Bianchi gives the X-Men a very distinct visual appearance, wherever possible using non-traditional shapes for panels, closing in for wonderful individual portraits with something of Sergio Toppi about them, and relishing any kind of detail, be it technological, baroque decorations or the Beast’s fur. He’s less concerned with the accompanying figures, which resemble something a more stylised Judge Dredd artist would produce, so it makes for an odd mixture, but combined with the muted colours of Simone Peruzzi it’s striking and appealing art. At times it’s astounding.
Ellis applies a conceptual scientific density to the plot, jumping from one science-based speculation to another, encompassing genetics, transportation and pure biological research, cleverly followed by the X-Men as traditional detectives moving from one clue to the next. Fundamental is the moment the Scarlet Witch removed the powers of almost every mutant worldwide, and the consequences of that in China. The X-Men’s investigations eventually turn up a former colleague’s tinkering as well.

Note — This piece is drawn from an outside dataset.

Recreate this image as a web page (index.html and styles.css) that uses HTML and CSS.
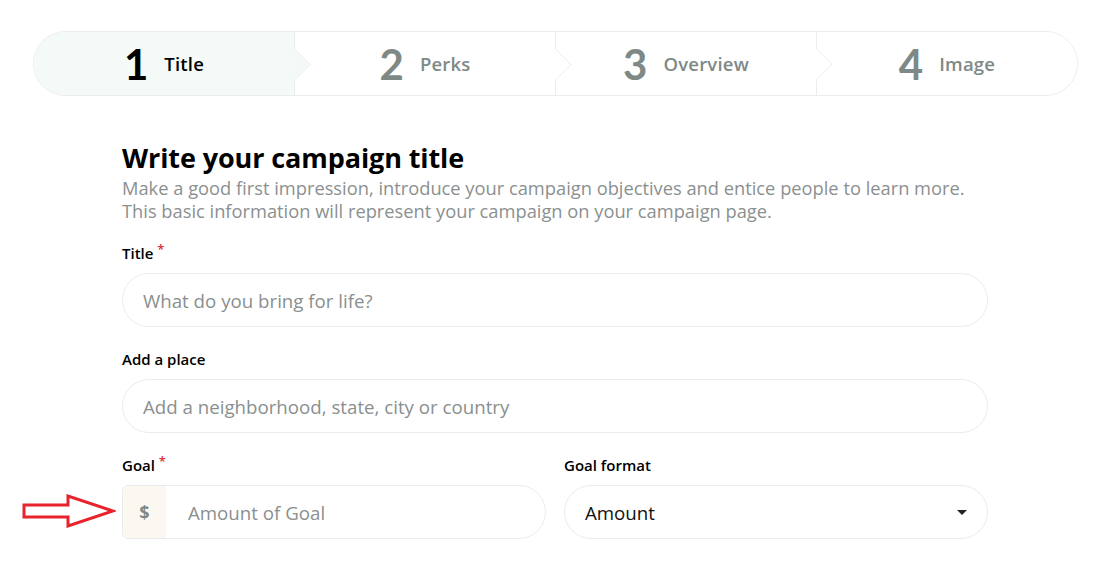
FILE: index.html
```html
<!DOCTYPE html>
<html>
<head>
<meta charset="utf-8">
<link rel="stylesheet" href="styles.css">
</head>
<body>
<div class="page">
  <nav class="stepper">
    <div class="step active"><span class="num">1</span><span class="lbl">Title</span></div>
    <div class="step"><span class="num">2</span><span class="lbl">Perks</span></div>
    <div class="step"><span class="num">3</span><span class="lbl">Overview</span></div>
    <div class="step last"><span class="num">4</span><span class="lbl">Image</span></div>
  </nav>

  <main class="form">
    <h1 class="heading">Write your campaign title</h1>
    <p class="desc">Make a good first impression, introduce your campaign objectives and entice people to learn more. This basic information will represent your campaign on your campaign page.</p>

    <div class="field first">
      <label class="label">Title <span class="req">*</span></label>
      <div class="input"><span class="ph">What do you bring for life?</span></div>
    </div>

    <div class="field">
      <label class="label">Add a place</label>
      <div class="input"><span class="ph">Add a neighborhood, state, city or country</span></div>
    </div>

    <div class="row">
      <div class="field">
        <label class="label">Goal <span class="req">*</span></label>
        <div class="input goal">
          <span class="prefix">$</span>
          <span class="ph">Amount of Goal</span>
          <svg class="arrow" width="94" height="34" viewBox="0 0 94 34"><path d="M2 11 H46 V2 L91 17 L46 32 V23 H2 Z" fill="none" stroke="#e8232b" stroke-width="3" stroke-linejoin="miter"/></svg>
        </div>
      </div>
      <div class="field">
        <label class="label">Goal format</label>
        <div class="input select"><span class="val">Amount</span><span class="caret"></span></div>
      </div>
    </div>
  </main>
</div>
</body>
</html>
```

FILE: styles.css
```css
* { box-sizing: border-box; }
html, body { margin: 0; padding: 0; background: #fff; }
body { font-family: "Open Sans", "Liberation Sans", sans-serif; color: #111; }

.page { padding-top: 31px; }

.stepper {
  display: flex;
  width: 1045px;
  height: 65px;
  margin-left: 33px;
  border: 1px solid #ececec;
  border-radius: 33px;
  overflow: hidden;
}
.step {
  flex: 1;
  position: relative;
  display: flex;
  align-items: center;
  justify-content: center;
  gap: 16px;
  border-right: 1px solid #ececec;
  background: #fff;
}
.step.last { border-right: none; }
.step::after {
  content: "";
  position: absolute;
  right: -12px;
  top: 50%;
  width: 22px;
  height: 22px;
  margin-top: -11px;
  background: inherit;
  border-top: 1px solid #f1f1f1;
  border-right: 1px solid #f1f1f1;
  transform: rotate(45deg);
  z-index: 2;
}
.step.last::after { display: none; }
.step.active { background: #f4faf8; }
.num {
  font-family: "Lato", sans-serif;
  font-weight: 700;
  font-size: 42px;
  line-height: 1;
  color: #7e8986;
}
.lbl {
  font-size: 18.5px;
  font-weight: 600;
  color: #7e8986;
  letter-spacing: 0.2px;
}
.active .num { color: #000; }
.active .lbl { color: #000; }

.form {
  width: 866px;
  margin: 44px 0 0 122px;
}
.heading {
  margin: 0;
  font-size: 27px;
  font-weight: 700;
  line-height: 36px;
  color: #000;
  letter-spacing: -0.1px;
}
.desc {
  margin: 0;
  font-size: 18.3px;
  line-height: 23px;
  color: #8b9090;
}
.field { margin-top: 22px; }
.field.first { margin-top: 21px; }
.label {
  display: block;
  font-size: 15px;
  font-weight: 600;
  color: #000;
  line-height: 20px;
  margin-bottom: 10px;
}
.req { color: #e0303a; font-size: 13px; vertical-align: top; position: relative; top: -4px; }

.input {
  height: 54px;
  border: 1px solid #ebebeb;
  border-radius: 27px;
  display: flex;
  align-items: center;
  padding-left: 20px;
  background: #fff;
}
.ph { font-size: 18.7px; color: #8a8f8f; }

.row {
  display: grid;
  grid-template-columns: 424px 424px;
  column-gap: 18px;
}

.goal { position: relative; padding-left: 0; border-radius: 6px 27px 27px 6px; }
.prefix {
  width: 43px;
  align-self: stretch;
  display: flex;
  align-items: center;
  justify-content: center;
  background: #fbf8f1;
  border-radius: 5px 0 0 5px;
  font-size: 18px;
  font-weight: 700;
  color: #7e8986;
  margin-right: 22px;
}
.arrow { position: absolute; left: -101px; top: 8px; }

.select { justify-content: space-between; padding-right: 20px; }
.val { font-size: 18.7px; color: #111; }
.caret {
  width: 0; height: 0;
  border-left: 5px solid transparent;
  border-right: 5px solid transparent;
  border-top: 5px solid #222;
}
```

While the plot’s interesting enough, in places the dialogue rings entirely false, an early conversation between Emma Frost and Storm a warning, and too many people explaining themselves. “If Wakanda declared war on Zimbabwe tomorrow”, notes Cyclops to Storm, “which isn’t beyond the realm of possibility – I read the papers…”. Who would actually say that? Similarly awkward dialogue occurs too often for a writer of Ellis’ experience.
The title refers to a device connecting to mutants on alternate Earths. They’re not seen, but a few short back-up strips drawn by different artists investigate different versions of how the main story played out after the X-Men headed to Indonesia. Don’t expect much in the way of cheer. Every reader will have a different favourite artist from the list of Kaare Andrews, Clayton Crain, Alan Davis and Adi Granov, but all are good. The best story is Ellis twisting Cormac McCarthy’s The Road, drawn by Andrews, with a desolate pair of X-Men trudging onward knowing their mission is likely to be hopeless.
Bianchi impresses enough to raise the rating, but despite the interesting ideas, Ellis is working below his best. Exogenetic continues the run.